Data preparation tools are a new class of software products designed to enable business analysts and data scientists to bypass data warehouses to perform some data integration and data preparation themselves before analysis. Data preparation tools handle as much of the data “cleaning” process as possible. Data prep features are often found within larger tools, such as data analytics platforms, BI tools, integration platforms, and broader machine learning platforms.
Data preparation tools can search for and access data throughout an organization, combine it with other external data sets, and do data cleansing and conversions as required before feeding the data back into business intelligence systems for analysis.These emerging tools use machine learning under the hood so that they can iterate and learn where to find insights in data sets, without being explicitly programmed to do so.
Self-service Data Preparation
A big role of data preparation tools is to get data into an analysis-ready state for end users with minimal, or no, data science knowledge. Historically, data preparation has required IT or data science resources for any sort of scaled preparation. Data preparation tools aim to democratize this process by making data preparation accessible for a wider range of users, from IT specialists to data analysts to line-of-business users.
Data preparation tools use several different features and capabilities to enable business-wide self-service. The most important features that virtually all modern data preparation tools include are:
Integration with all sources of data within the business
Machine learning for automated insights and recommended preparation steps
Data governance for repeatability and tracking
Data Preparation Tools Comparison
Data preparation tools can be challenging to compare. When evaluating different options, consider these factors:
Visual Interface: Visual interfaces have become the norm for data preparation tools. Buyers should try to work with each interface to get a better sense of how easy to use each one is, especially for the sophistication level of the expected user base (i.e. data scientists vs. non-specialized users). The quality and usability of interfaces are also often a point of note within data preparation reviews.

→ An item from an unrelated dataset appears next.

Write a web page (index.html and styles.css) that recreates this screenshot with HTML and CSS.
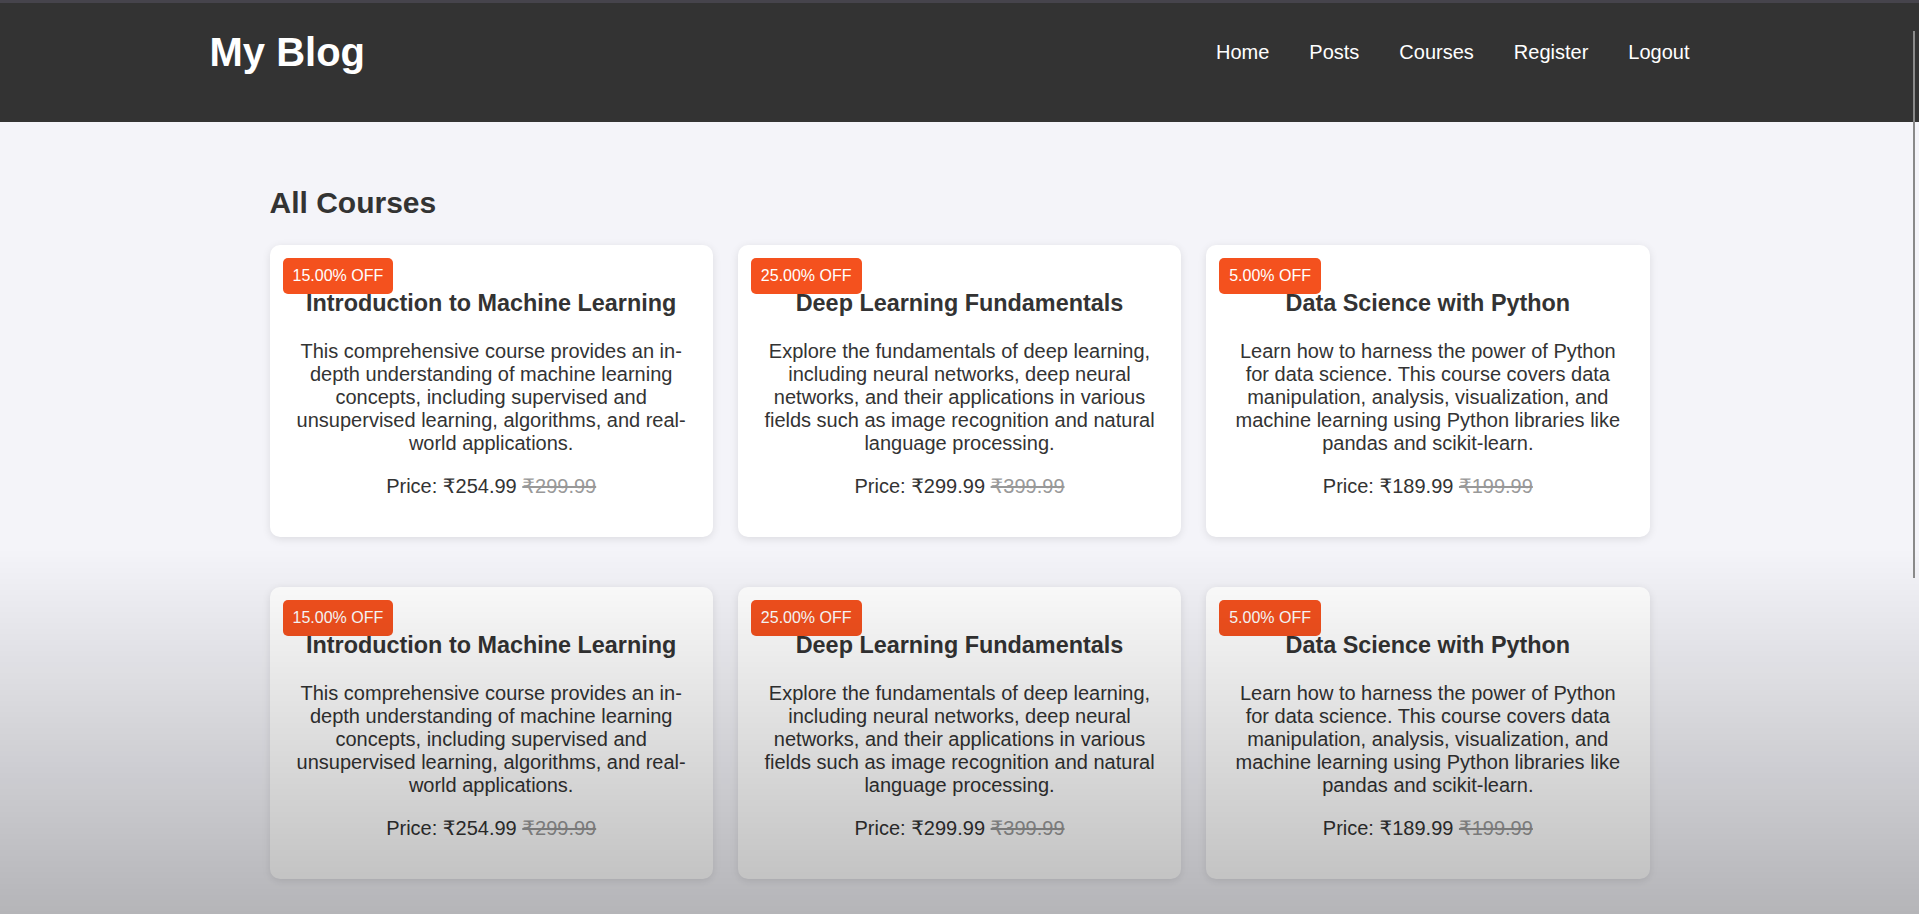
FILE: index.html
```html
<!DOCTYPE html>
<html lang="en">
<head>
<meta charset="utf-8">
<title>My Blog - Courses</title>
<link rel="stylesheet" href="styles.css">
</head>
<body>
<header class="site-header">
  <div class="header-inner">
    <h1 class="logo">My Blog</h1>
    <nav class="nav">
      <a href="#">Home</a>
      <a href="#">Posts</a>
      <a href="#">Courses</a>
      <a href="#">Register</a>
      <a href="#">Logout</a>
    </nav>
  </div>
</header>
<main class="main">
  <div class="container">
    <h2 class="page-title">All Courses</h2>
    <div class="course-grid">
      <div class="card">
        <span class="badge">15.00% OFF</span>
        <h3 class="card-title">Introduction to Machine Learning</h3>
        <p class="card-desc">This comprehensive course provides an in-depth understanding of machine learning concepts, including supervised and unsupervised learning, algorithms, and real-world applications.</p>
        <p class="price">Price: ₹254.99 <span class="old-price">₹299.99</span></p>
      </div>
      <div class="card">
        <span class="badge">25.00% OFF</span>
        <h3 class="card-title">Deep Learning Fundamentals</h3>
        <p class="card-desc">Explore the fundamentals of deep learning, including neural networks, deep neural networks, and their applications in various fields such as image recognition and natural language processing.</p>
        <p class="price">Price: ₹299.99 <span class="old-price">₹399.99</span></p>
      </div>
      <div class="card">
        <span class="badge">5.00% OFF</span>
        <h3 class="card-title">Data Science with Python</h3>
        <p class="card-desc">Learn how to harness the power of Python for data science. This course covers data manipulation, analysis, visualization, and machine learning using Python libraries like pandas and scikit-learn.</p>
        <p class="price">Price: ₹189.99 <span class="old-price">₹199.99</span></p>
      </div>
      <div class="card">
        <span class="badge">15.00% OFF</span>
        <h3 class="card-title">Introduction to Machine Learning</h3>
        <p class="card-desc">This comprehensive course provides an in-depth understanding of machine learning concepts, including supervised and unsupervised learning, algorithms, and real-world applications.</p>
        <p class="price">Price: ₹254.99 <span class="old-price">₹299.99</span></p>
      </div>
      <div class="card">
        <span class="badge">25.00% OFF</span>
        <h3 class="card-title">Deep Learning Fundamentals</h3>
        <p class="card-desc">Explore the fundamentals of deep learning, including neural networks, deep neural networks, and their applications in various fields such as image recognition and natural language processing.</p>
        <p class="price">Price: ₹299.99 <span class="old-price">₹399.99</span></p>
      </div>
      <div class="card">
        <span class="badge">5.00% OFF</span>
        <h3 class="card-title">Data Science with Python</h3>
        <p class="card-desc">Learn how to harness the power of Python for data science. This course covers data manipulation, analysis, visualization, and machine learning using Python libraries like pandas and scikit-learn.</p>
        <p class="price">Price: ₹189.99 <span class="old-price">₹199.99</span></p>
      </div>
    </div>
  </div>
</main>
<div class="fade-overlay"></div>
<div class="scroll-thumb"></div>
</body>
</html>
```

FILE: styles.css
```css
html {
  scrollbar-width: none;
}
html::-webkit-scrollbar {
  display: none;
}
body {
  margin: 0;
  background: #f4f4f9;
  color: #333;
  font-family: "Liberation Sans", Arial, "DejaVu Sans", sans-serif;
  font-size: 20px;
}

.site-header {
  background: #333;
  border-top: 3px solid #46444c;
  padding: 27px 0 47px;
}
.header-inner {
  max-width: 1500px;
  margin: 0 auto;
  display: flex;
  justify-content: space-between;
  align-items: center;
}
.logo {
  margin: 0;
  color: #fff;
  font-size: 40px;
  font-weight: bold;
  line-height: normal;
}
.nav {
  display: flex;
  margin-top: -1px;
}
.nav a {
  color: #fff;
  text-decoration: none;
  margin: 0 20px;
  font-size: 20px;
}

.main {
  padding: 39px 0 30px;
}
.container {
  max-width: 1380px;
  margin: 0 auto;
}
.page-title {
  font-size: 30px;
  margin: 0.83em 0;
  color: #333;
}
.course-grid {
  display: grid;
  grid-template-columns: repeat(3, 1fr);
  gap: 50px 25px;
}
.card {
  position: relative;
  background: #fff;
  border-radius: 10px;
  padding: 20px;
  text-align: center;
  box-shadow: 0 2px 8px rgba(0, 0, 0, 0.1);
}
.badge {
  position: absolute;
  top: 13px;
  left: 13px;
  background: #f4511e;
  color: #fff;
  font-size: 16px;
  padding: 9px 10px;
  border-radius: 5px;
  line-height: normal;
}
.card-title {
  font-size: 1.17em;
  margin: 25px 0 23px;
  color: #333;
}
.card-desc {
  margin: 0 0 19px;
  color: #333;
}
.price {
  margin: 19px 0 19px;
  color: #333;
}
.old-price {
  color: #999;
  text-decoration: line-through;
}

.fade-overlay {
  position: fixed;
  inset: 0;
  pointer-events: none;
  background: linear-gradient(to bottom, rgba(0, 0, 0, 0) 0%, rgba(0, 0, 0, 0) 60%, rgba(0, 0, 0, 0.26) 100%);
}
.scroll-thumb {
  position: fixed;
  top: 31px;
  right: 4px;
  width: 2px;
  height: 547px;
  background: #8a8a8a;
}
```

Tech Stack Integrations: How well does each tool integrate with the existing data sources the organization has? Data prep tools should make data accessibility easy for end-users, but if the tool does not cleanly interface with each data source, users will continue to struggle to centralize data for cleaning, and may even resort to manual processes.
Machine learning capabilities: Most data preparation tools advertise some element of machine learning or AI assistance. However, not all smart tech is created equal. Followup with each vendor on just what this technology can do for users, especially assisting less data-savvy users working within the data preparation tool.
Pricing will vary primarily depending on whether the product is a standalone data prep tool or a larger integration or analytics solution. Leaders in the space will charge between $100-450/user/month. There are some free open source options as well.